Mumbai:
Most companies that availed loan moratoriums have sub-investment grade ratings and were facing challenges before the onset of the pandemic itself due to slowing economic growth, domestic ratings agency Crisil said on Monday. In a report released on the last day of the moratorium, the agency said it analysed 2,300 non-financial sector companies which have taken recourse to non-payment of loans, and found that three-fourths of entities are sub-investment grade.
The RBI introduced the loan moratorium from March to help businesses and individuals impacted by the pandemic. Interest on the loans will keep getting accrued, but a borrower will not be tagged as a defaulter for non-payment. It can be noted that the Indian economy has been grappling with a slowdown in economic growth for multiple quarters and GDP came down to 3.1 per cent in January-March quarter.

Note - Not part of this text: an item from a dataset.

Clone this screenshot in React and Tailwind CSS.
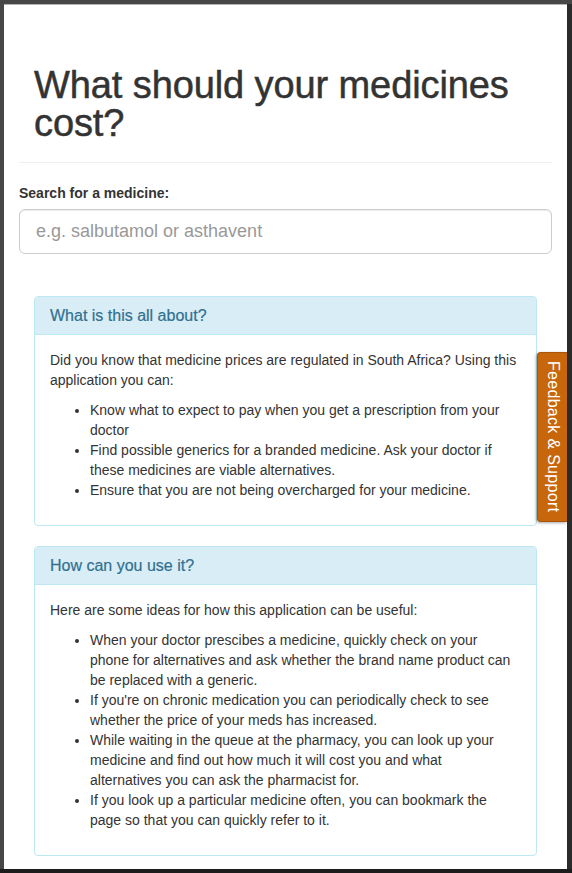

“Three out of four entities that availed of moratorium are rated in the sub-investment grade. Most of them were grappling with a slowing economy before the pandemic began,” the note from Crisil said. It said the moratorium has provided much-needed liquidity support to mid-sized sub-investment grade companies rated ‘BB+’ or lower and has also prevented a sharp weakening in their credit profiles.
Only one out of four companies that availed the moratorium is rated in the investment grade, the agency said, explaining that they took recourse to the dispensation to build a liquidity cushion for exigencies in the near term. “While every sector has been affected by the dislocations stemming from the pandemic, the majority of those with lower resilience have availed of the moratorium,” its senior director Subodh Rai said.
Heavily impacted sectors such as gems and jewellery, hotel, auto components, automobile dealers, power (power utilities, independent power producers and energy traders), packaging, and capital goods and components, have seen a fifth of the companies availing moratoriums whereas its only one in ten for less-impacted sectors such as pharmaceuticals, chemicals, FMCG, secondary steel and agriculture. The agency also found that revenue size seems to be having an influence on taking to moratorium, and the smaller-sized ones tend to take it more.
Mid-sized companies having a turnover of between Rs 300-1,500 crore which have availed the moratorium are thrice the number of those having a turnover of above Rs 1,500 crore, it said. “The moratorium has been crucial in averting sharp downward rating actions in the face of shrinking turnover and declining profitability. It helped companies manage the sudden stretch in working capital cycles and cash flows amid the bleak business environment,” its director Rahul Guha said.
The demand environment continues to be muted and companies in low-resilience sectors will continue to be under stress for two-three quarters, it said. Debt restructuring, which kicks-off from Tuesday, can play a crucial role in supporting the credit profiles of mid-sized companies, it added.